The arc of the character, from trusting baby to hardened battle leader, is only possible because of the combined work of Andy Serkis and WETA. Serkis’ performance is, no hyperbole, incredible. Much of what he does is non-verbal, and his work through posture and subtle facial movements is stunning. There is never a moment in the movie where you wonder what is going through Caesar’s mind. It truly is stunning work and a landmark in how actors and digital technicians can come together to create something incredible. Caesar isn’t a showy creation - it doesn’t take long for you to simply forget he’s a CGI skin painted over a human actor and just accept him as a character - and that’s what the point of special FX should be. There’s certainly a time to dazzle, but great FX work in service of story and character.
There’s no way to overpraise what Serkis does here, and his greatness is all the more evident when compared to the frankly bad acting surrounding him. James Franco often seems like he’s getting early onset Alzheimer’s himself, slurring words and seeming half interested in the surroundings. Freido Pinto, playing his girlfriend, is one of the most egregiously useless actors I have ever seen in a movie. I wouldn’t remove the character, as Franco’s happiness with her is a key aspect of Caesar’s understanding of his own loneliness, but I can’t understand how a performance as wooden and slight as hers ended up in a movie where most other elements are finely crafted.
This is a movie where the human element is a distraction at best, and by the second act the people begin to really fall out of the film - which audiences welcome. But this is the movie’s big handicap; with the right actors doing the right work alongside Serkis and the cadre of highly talented and expressive performance capture actors, Rise could have been a great film. Instead it ends up being a very good film with absolute greatness contained within it.
Some of the greatness within it comes from director Rupert Wyatt. He creates some truly amazing imagery; there’s a passage of time sequence where Caesar capers through the redwoods that is gorgeous, and many of the ape mayhem sequences are incredible.
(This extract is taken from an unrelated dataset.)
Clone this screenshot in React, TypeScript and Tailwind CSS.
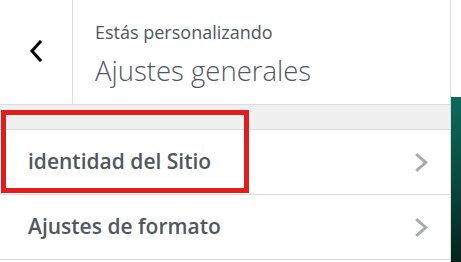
import React from "react";

function Chevron({ className }: { className?: string }) {
  return (
    <svg className={className} viewBox="0 0 14 18" fill="none">
      <path d="M3 2 L11 9 L3 16" stroke="currentColor" strokeWidth="2.8" strokeLinecap="square" />
    </svg>
  );
}

export default function App() {
  return (
    <div className="relative w-[461px] h-[262px] flex bg-white overflow-hidden" style={{ fontFamily: '"Open Sans", "Noto Sans", sans-serif' }}>
      <div className="w-[451px] border-r border-[#dcdcde] flex flex-col">
        <div className="h-[105px] flex border-b border-[#dcdcde]">
          <div className="w-[73px] border-r border-[#dcdcde] flex items-center justify-center">
            <svg width="14" height="22" viewBox="0 0 14 22" fill="none" className="text-black -mt-[2px]">
              <path d="M11 2 L3 11 L11 20" stroke="currentColor" strokeWidth="3" strokeLinecap="square" />
            </svg>
          </div>
          <div className="pl-[22px] pt-[20px]">
            <div className="text-[18px] leading-[24px] text-[#50575e]">Estás personalizando</div>
            <div className="mt-[9px] text-[27.5px] leading-[36px] font-light text-[#50575e]">Ajustes generales</div>
          </div>
        </div>
        <div className="h-[25px] bg-[#f0f0f1] border-b border-[#dcdcde]" />
        <div className="h-[65px] border-b border-[#dcdcde] flex items-center justify-between pl-[28px] pr-[21px]">
          <span className="text-[21px] font-semibold text-[#50575e]">identidad del Sitio</span>
          <Chevron className="w-[15px] h-[19px] text-[#a7aaad]" />
        </div>
        <div className="h-[65px] border-b border-[#dcdcde] flex items-center justify-between pl-[28px] pr-[21px]">
          <span className="text-[21px] font-semibold text-[#50575e]">Ajustes de formato</span>
          <Chevron className="w-[15px] h-[19px] text-[#a7aaad]" />
        </div>
      </div>
      <div className="flex-1 flex flex-col">
        <div className="h-[97px] bg-white" />
        <div className="flex-1 bg-gradient-to-b from-[#0b6a5a] via-[#0a4a3e] to-[#04231c]" />
      </div>
      <div className="absolute left-[1px] top-[110px] w-[248px] h-[83px] border-[5px] border-[#e21b1b]" />
    </div>
  );
}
There’s one great scene where a band of rampaging apes swing through the trees above a suburban neighborhood, causing a rain of green leaves on the people below. It’s Spielbergian in its melding of beauty and menace.
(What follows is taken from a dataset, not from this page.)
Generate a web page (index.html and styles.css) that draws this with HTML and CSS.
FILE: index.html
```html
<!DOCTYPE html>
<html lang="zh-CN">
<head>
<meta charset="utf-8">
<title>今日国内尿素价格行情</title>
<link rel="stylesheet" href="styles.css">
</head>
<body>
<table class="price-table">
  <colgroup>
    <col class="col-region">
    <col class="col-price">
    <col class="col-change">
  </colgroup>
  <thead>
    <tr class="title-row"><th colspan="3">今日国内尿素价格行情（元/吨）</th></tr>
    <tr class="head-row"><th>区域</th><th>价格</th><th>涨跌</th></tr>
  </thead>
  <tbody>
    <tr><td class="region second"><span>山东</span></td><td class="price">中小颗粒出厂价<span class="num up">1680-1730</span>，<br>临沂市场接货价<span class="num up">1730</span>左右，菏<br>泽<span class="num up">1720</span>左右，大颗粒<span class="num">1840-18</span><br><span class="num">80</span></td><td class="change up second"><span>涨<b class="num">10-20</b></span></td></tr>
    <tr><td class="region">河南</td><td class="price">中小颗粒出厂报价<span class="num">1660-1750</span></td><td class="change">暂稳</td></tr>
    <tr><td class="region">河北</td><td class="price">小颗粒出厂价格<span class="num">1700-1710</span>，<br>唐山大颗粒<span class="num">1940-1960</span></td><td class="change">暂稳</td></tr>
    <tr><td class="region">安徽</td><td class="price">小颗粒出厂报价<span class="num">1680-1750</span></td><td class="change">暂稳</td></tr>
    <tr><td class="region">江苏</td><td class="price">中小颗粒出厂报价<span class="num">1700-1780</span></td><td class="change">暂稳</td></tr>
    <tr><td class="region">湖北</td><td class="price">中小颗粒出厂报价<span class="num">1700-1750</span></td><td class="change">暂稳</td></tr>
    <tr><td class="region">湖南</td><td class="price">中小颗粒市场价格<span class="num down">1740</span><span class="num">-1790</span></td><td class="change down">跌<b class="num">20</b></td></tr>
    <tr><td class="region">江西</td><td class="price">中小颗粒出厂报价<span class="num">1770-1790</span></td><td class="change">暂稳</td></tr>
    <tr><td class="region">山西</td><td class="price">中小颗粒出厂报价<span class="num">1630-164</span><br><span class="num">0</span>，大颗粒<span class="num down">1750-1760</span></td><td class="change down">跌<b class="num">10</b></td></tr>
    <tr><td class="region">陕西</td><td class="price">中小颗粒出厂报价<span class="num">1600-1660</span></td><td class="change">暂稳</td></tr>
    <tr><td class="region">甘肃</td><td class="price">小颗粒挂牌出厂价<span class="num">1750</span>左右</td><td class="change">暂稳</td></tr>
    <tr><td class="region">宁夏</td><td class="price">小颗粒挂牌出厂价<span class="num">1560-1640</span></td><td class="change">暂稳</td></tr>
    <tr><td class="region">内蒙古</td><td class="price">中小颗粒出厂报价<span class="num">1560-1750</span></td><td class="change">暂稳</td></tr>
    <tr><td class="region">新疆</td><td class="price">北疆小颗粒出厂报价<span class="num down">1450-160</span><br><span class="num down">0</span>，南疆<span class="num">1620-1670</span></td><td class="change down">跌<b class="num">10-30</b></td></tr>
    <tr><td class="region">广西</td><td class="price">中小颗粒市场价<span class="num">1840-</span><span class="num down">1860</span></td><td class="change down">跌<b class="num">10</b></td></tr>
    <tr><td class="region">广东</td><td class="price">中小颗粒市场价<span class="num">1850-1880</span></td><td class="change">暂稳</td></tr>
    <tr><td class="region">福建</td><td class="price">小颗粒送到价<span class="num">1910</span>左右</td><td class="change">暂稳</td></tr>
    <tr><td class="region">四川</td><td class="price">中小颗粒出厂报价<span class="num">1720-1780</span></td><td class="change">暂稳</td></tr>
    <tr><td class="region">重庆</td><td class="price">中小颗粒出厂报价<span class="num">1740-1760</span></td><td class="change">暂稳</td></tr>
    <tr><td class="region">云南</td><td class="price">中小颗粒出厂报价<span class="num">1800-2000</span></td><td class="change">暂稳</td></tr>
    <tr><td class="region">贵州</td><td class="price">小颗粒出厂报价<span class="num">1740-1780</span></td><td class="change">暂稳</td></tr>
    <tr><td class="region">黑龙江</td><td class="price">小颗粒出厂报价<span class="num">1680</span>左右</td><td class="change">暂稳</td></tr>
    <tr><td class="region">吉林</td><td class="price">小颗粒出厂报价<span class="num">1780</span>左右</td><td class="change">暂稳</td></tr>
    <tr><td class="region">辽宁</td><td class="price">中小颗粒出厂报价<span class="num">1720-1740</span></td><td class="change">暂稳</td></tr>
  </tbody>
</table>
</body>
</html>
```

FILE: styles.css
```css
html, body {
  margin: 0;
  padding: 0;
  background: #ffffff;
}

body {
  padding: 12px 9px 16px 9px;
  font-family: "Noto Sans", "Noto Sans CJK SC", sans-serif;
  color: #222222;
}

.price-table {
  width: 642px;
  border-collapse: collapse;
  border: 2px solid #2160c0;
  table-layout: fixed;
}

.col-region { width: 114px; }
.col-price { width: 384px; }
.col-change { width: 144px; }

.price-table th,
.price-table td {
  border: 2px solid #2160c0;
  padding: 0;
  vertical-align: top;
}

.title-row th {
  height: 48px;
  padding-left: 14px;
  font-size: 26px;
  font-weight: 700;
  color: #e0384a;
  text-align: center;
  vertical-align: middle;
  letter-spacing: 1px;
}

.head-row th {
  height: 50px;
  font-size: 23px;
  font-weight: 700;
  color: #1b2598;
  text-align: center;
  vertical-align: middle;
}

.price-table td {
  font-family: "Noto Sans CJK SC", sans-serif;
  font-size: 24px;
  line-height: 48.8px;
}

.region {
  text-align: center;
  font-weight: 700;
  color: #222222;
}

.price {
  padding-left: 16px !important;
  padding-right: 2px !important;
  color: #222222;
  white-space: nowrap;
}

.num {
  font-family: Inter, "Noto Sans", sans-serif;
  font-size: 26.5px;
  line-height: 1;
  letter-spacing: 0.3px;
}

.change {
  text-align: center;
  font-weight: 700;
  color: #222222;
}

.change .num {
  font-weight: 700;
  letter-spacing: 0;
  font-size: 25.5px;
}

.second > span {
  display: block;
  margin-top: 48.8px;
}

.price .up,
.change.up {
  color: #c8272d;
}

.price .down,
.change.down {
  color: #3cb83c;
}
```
Where Wyatt really shines, though, is in the non-verbal ape scenes. He’s a natural visual storyteller, and he creates a complete world of this ape prison, with full characters, effortlessly. Obviously much of the credit must go to the performance capture work, but Wyatt simply knows how to tell a story. What’s more incredible is that there’s a complexity to the story, a throughline of how Caesar comes to understand the ape prison and then slowly take over the ape prison, that he gets across with gorgeous simplicity. While the human scenes include all sorts of ugly exposition these ape scenes flow.
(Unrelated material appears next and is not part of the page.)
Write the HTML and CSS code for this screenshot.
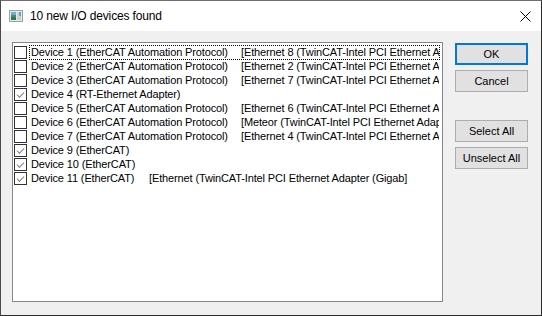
FILE: index.html
```html
<!DOCTYPE html>
<html>
<head>
<meta charset="utf-8">
<link rel="stylesheet" href="styles.css">
</head>
<body>
<div class="window">
  <div class="titlebar">
    <svg class="app-icon" width="14" height="12" viewBox="0 0 14 12">
      <rect x="0.5" y="0.5" width="13" height="11" fill="#e8e8e8" stroke="#a0a0a0"/>
      <rect x="2" y="2" width="5" height="8" fill="#3d8c8c"/>
      <rect x="2" y="2" width="5" height="3" fill="#6fb0c8"/>
      <rect x="2" y="7" width="5" height="3" fill="#2f7a4a"/>
      <rect x="8" y="2" width="4" height="8" fill="#d0d0d0"/>
      <rect x="10" y="2" width="2" height="4" fill="#4fa8d0"/>
    </svg>
    <span class="title">10 new I/O devices found</span>
    <svg class="close" width="11" height="11" viewBox="0 0 11 11">
      <path d="M0.5 0.5 L10.5 10.5 M10.5 0.5 L0.5 10.5" stroke="#000" stroke-width="1" fill="none"/>
    </svg>
  </div>
  <div class="client">
    <div class="listbox">
      <div class="item"><span class="cb"></span><span class="label focus"><span class="c1">Device 1 (EtherCAT Automation Protocol)</span><span class="c2">[Ethernet 8 (TwinCAT-Intel PCI Ethernet Adapter (Gigabit))]</span></span></div>
      <div class="item"><span class="cb"></span><span class="label"><span class="c1">Device 2 (EtherCAT Automation Protocol)</span><span class="c2">[Ethernet 2 (TwinCAT-Intel PCI Ethernet Adapter (Gigabit))]</span></span></div>
      <div class="item"><span class="cb"></span><span class="label"><span class="c1">Device 3 (EtherCAT Automation Protocol)</span><span class="c2">[Ethernet 7 (TwinCAT-Intel PCI Ethernet Adapter (Gigabit))]</span></span></div>
      <div class="item"><span class="cb checked"></span><span class="label"><span class="c1">Device 4 (RT-Ethernet Adapter)</span></span></div>
      <div class="item"><span class="cb"></span><span class="label"><span class="c1">Device 5 (EtherCAT Automation Protocol)</span><span class="c2">[Ethernet 6 (TwinCAT-Intel PCI Ethernet Adapter (Gigabit))]</span></span></div>
      <div class="item"><span class="cb"></span><span class="label"><span class="c1">Device 6 (EtherCAT Automation Protocol)</span><span class="c2">[Meteor (TwinCAT-Intel PCI Ethernet Adapter (Gigabit))]</span></span></div>
      <div class="item"><span class="cb"></span><span class="label"><span class="c1">Device 7 (EtherCAT Automation Protocol)</span><span class="c2">[Ethernet 4 (TwinCAT-Intel PCI Ethernet Adapter (Gigabit))]</span></span></div>
      <div class="item"><span class="cb checked"></span><span class="label"><span class="c1">Device 9 (EtherCAT)</span></span></div>
      <div class="item"><span class="cb checked"></span><span class="label"><span class="c1">Device 10 (EtherCAT)</span></span></div>
      <div class="item"><span class="cb checked"></span><span class="label"><span class="c1 short">Device 11 (EtherCAT)</span><span class="c2">[Ethernet (TwinCAT-Intel PCI Ethernet Adapter (Gigab]</span></span></div>
    </div>
    <div class="buttons">
      <button class="btn default">OK</button>
      <button class="btn">Cancel</button>
      <button class="btn spaced">Select All</button>
      <button class="btn">Unselect All</button>
    </div>
  </div>
</div>
</body>
</html>
```
FILE: styles.css
```css
html, body {
  margin: 0;
  padding: 0;
  background: #f0f0f0;
}
.window {
  width: 542px;
  height: 316px;
  box-sizing: border-box;
  border: 1px solid #2b2b2b;
  border-top-color: #6e6e6e;
  border-left-color: #4a4a4a;
  background: #f0f0f0;
  display: flex;
  flex-direction: column;
  overflow: hidden;
}
.titlebar {
  height: 30px;
  flex: none;
  background: #ffffff;
  display: flex;
  align-items: center;
  padding-left: 8px;
  box-sizing: border-box;
}
.app-icon {
  flex: none;
  margin-top: -1px;
}
.title {
  margin-left: 7px;
  font-family: "Liberation Sans", Arial, sans-serif;
  font-size: 12px;
  letter-spacing: -0.15px;
  color: #000;
  flex: 1;
}
.close {
  flex: none;
  margin-right: 10px;
}
.client {
  flex: 1;
  display: flex;
  padding: 11px 0 0 11px;
  gap: 12px;
}
.listbox {
  width: 431px;
  height: 260px;
  box-sizing: border-box;
  border: 1px solid #828790;
  background: #ffffff;
  padding: 2px 0 0 1px;
  overflow: hidden;
}
.item {
  height: 14px;
  display: flex;
  align-items: flex-start;
  white-space: nowrap;
  font-family: "Liberation Sans", Arial, sans-serif;
  font-size: 11px;
  letter-spacing: -0.13px;
  color: #000;
}
.cb {
  flex: none;
  width: 13px;
  height: 13px;
  box-sizing: border-box;
  border: 1px solid #333333;
  background: #fff;
  margin-top: 1px;
  position: relative;
}
.cb.checked::after {
  content: "";
  position: absolute;
  left: 2px;
  top: 1px;
  width: 6px;
  height: 3px;
  border-left: 1px solid #808080;
  border-bottom: 1px solid #808080;
  transform: translate(0px, 2px) rotate(-45deg);
  transform-origin: center;
}
.label {
  margin-left: 2px;
  margin-right: 2px;
  padding-left: 1px;
  height: 15px;
  line-height: 13px;
  box-sizing: border-box;
  display: flex;
  overflow: hidden;
  flex: 1;
  border: 1px dotted transparent;
}
.label.focus {
  border: 1px dotted #000;
}
.c1 {
  width: 210px;
  flex: none;
}
.c1.short {
  width: 118px;
}
.c2 {
  flex: none;
}
.buttons {
  display: flex;
  flex-direction: column;
  gap: 5px;
  padding-top: 1px;
}
.btn {
  width: 73px;
  height: 22px;
  box-sizing: border-box;
  background: #e1e1e1;
  border: 1px solid #adadad;
  font-family: "Liberation Sans", Arial, sans-serif;
  font-size: 11px;
  color: #000;
  padding: 0;
  margin: 0;
}
.btn.default {
  border: 2px solid #0078d7;
}
.btn.spaced {
  margin-top: 23px;
}
```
That flow comes in handy in the final rampage. The apes don’t just go wild, they use tactics, and Wyatt is able to make us understand their maneuvers with clear geography and action choreography. The final battle on the Golden Gate Bridge is thrilling, and when Caesar’s battle plan came together I was unable to stifle a cheer. It’s rousing stuff.
Rise of the Planet of the Apes is a remarkable film hamstrung by a few bad elements. The technology and performances that bring the apes to life make the film a must-see for any modern movie fan, but it’s the emotion and humanity of Caesar’s story that makes the film a must-see for any movie fan at all. There was always a danger of the film being silly, but it avoids that trap, instead becoming an absorbing, exciting and extraordinary work of blockbuster entertainment with something to say. Cornelius and friends would be proud.